_WORK TO COMPLETE_
Your task is to repeat the entries word for word while leaving out the pictures.

_DATA IN THIS EXERCISE_
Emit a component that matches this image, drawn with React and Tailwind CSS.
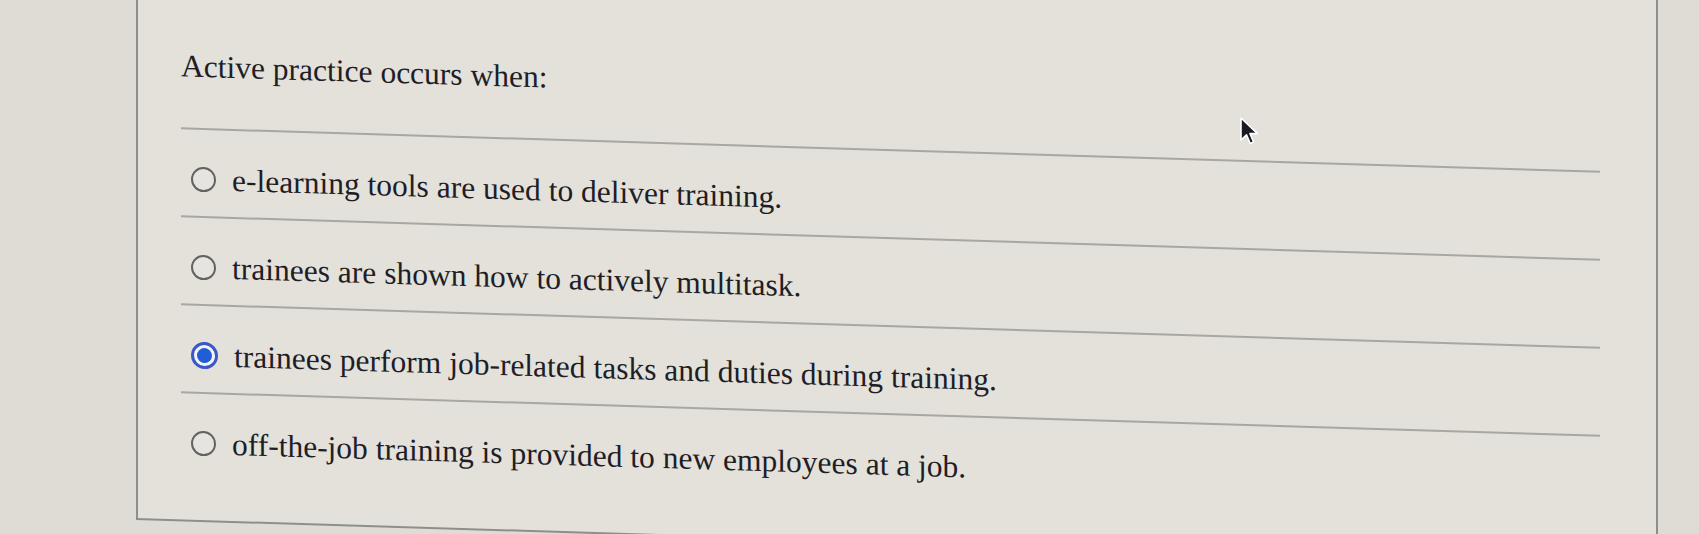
import React from 'react';

const options = [
    { id: 'a', text: 'e-learning tools are used to deliver training.' },
    { id: 'b', text: 'trainees are shown how to actively multitask.' },
    { id: 'c', text: 'trainees perform job-related tasks and duties during training.', checked: true },
    { id: 'd', text: 'off-the-job training is provided to new employees at a job.' },
];

const Radio = ({ checked }) => (
    checked ? (
        <span className="mt-[4px] w-[27px] h-[27px] shrink-0 rounded-full border-[3px] border-[#3a58c8] bg-[#f4f4f2] flex items-center justify-center">
            <span className="w-[15px] h-[15px] rounded-full bg-[#1f5ed6]" />
        </span>
    ) : (
        <span className="mt-[5px] w-[25px] h-[25px] shrink-0 rounded-full border-2 border-[#626260] bg-[#e6e4de]" />
    )
);

const Cursor = () => (
    <svg className="absolute left-[1238px] top-[116px]" width="22" height="32" viewBox="0 0 22 32">
        <path d="M3 2 L3 24 L8.5 18.8 L12.2 27.5 L15.6 26 L12 17.6 L19.5 17.6 Z" fill="#1c1a22" stroke="#ffffff" strokeWidth="1.6" strokeLinejoin="round" />
    </svg>
);

const App = () => {
    return (
        <div className="relative w-[1699px] h-[534px] overflow-hidden bg-[#dedcd5] text-[#211d26] [font-family:'Liberation_Serif',serif]">
            <div className="-mt-[80px] ml-[136px] w-[1522px] h-[600px] border-l-2 border-r-2 border-b-2 border-[#8d908a] bg-[#e3e1da] origin-top-left [transform:skewY(1.75deg)] pl-[43px] pr-[56px]">
                <h1 className="pt-[127px] text-[31.5px] leading-[36px] font-normal">Active practice occurs when:</h1>
                <div className="mt-[43px]">
                    {options.map(opt => (
                        <div key={opt.id}>
                            <div className="h-[2px] bg-[#a6a8a2]" />
                            <label className="pt-[32px] pb-[18px] pl-[10px] flex items-start gap-[16px] text-[31.5px] leading-[36px]">
                                <Radio checked={opt.checked} />
                                <span>{opt.text}</span>
                            </label>
                        </div>
                    ))}
                </div>
            </div>
            <Cursor />
        </div>
    );
};

export default App;
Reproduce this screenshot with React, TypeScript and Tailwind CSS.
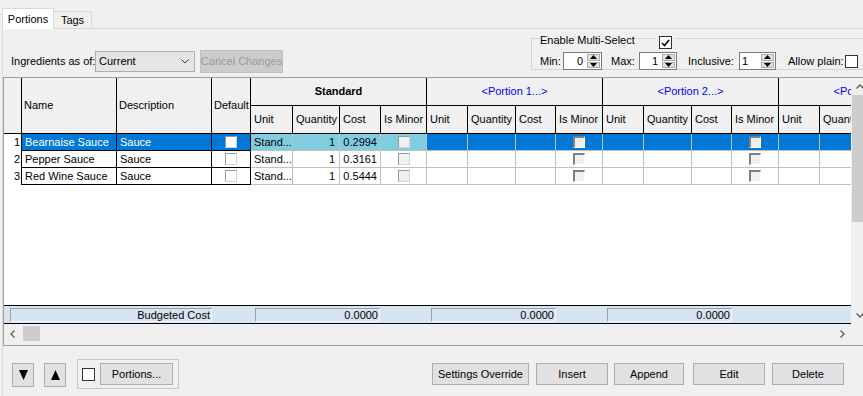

_TASK ANSWER_
Emit a component that matches this image, drawn with React and Tailwind CSS.
import React from 'react';

const options = [
    { id: 'a', text: 'e-learning tools are used to deliver training.' },
    { id: 'b', text: 'trainees are shown how to actively multitask.' },
    { id: 'c', text: 'trainees perform job-related tasks and duties during training.', checked: true },
    { id: 'd', text: 'off-the-job training is provided to new employees at a job.' },
];

const Radio = ({ checked }) => (
    checked ? (
        <span className="mt-[4px] w-[27px] h-[27px] shrink-0 rounded-full border-[3px] border-[#3a58c8] bg-[#f4f4f2] flex items-center justify-center">
            <span className="w-[15px] h-[15px] rounded-full bg-[#1f5ed6]" />
        </span>
    ) : (
        <span className="mt-[5px] w-[25px] h-[25px] shrink-0 rounded-full border-2 border-[#626260] bg-[#e6e4de]" />
    )
);

const Cursor = () => (
    <svg className="absolute left-[1238px] top-[116px]" width="22" height="32" viewBox="0 0 22 32">
        <path d="M3 2 L3 24 L8.5 18.8 L12.2 27.5 L15.6 26 L12 17.6 L19.5 17.6 Z" fill="#1c1a22" stroke="#ffffff" strokeWidth="1.6" strokeLinejoin="round" />
    </svg>
);

const App = () => {
    return (
        <div className="relative w-[1699px] h-[534px] overflow-hidden bg-[#dedcd5] text-[#211d26] [font-family:'Liberation_Serif',serif]">
            <div className="-mt-[80px] ml-[136px] w-[1522px] h-[600px] border-l-2 border-r-2 border-b-2 border-[#8d908a] bg-[#e3e1da] origin-top-left [transform:skewY(1.75deg)] pl-[43px] pr-[56px]">
                <h1 className="pt-[127px] text-[31.5px] leading-[36px] font-normal">Active practice occurs when:</h1>
                <div className="mt-[43px]">
                    {options.map(opt => (
                        <div key={opt.id}>
                            <div className="h-[2px] bg-[#a6a8a2]" />
                            <label className="pt-[32px] pb-[18px] pl-[10px] flex items-start gap-[16px] text-[31.5px] leading-[36px]">
                                <Radio checked={opt.checked} />
                                <span>{opt.text}</span>
                            </label>
                        </div>
                    ))}
                </div>
            </div>
            <Cursor />
        </div>
    );
};

export default App;
Reproduce this screenshot with React, TypeScript and Tailwind CSS.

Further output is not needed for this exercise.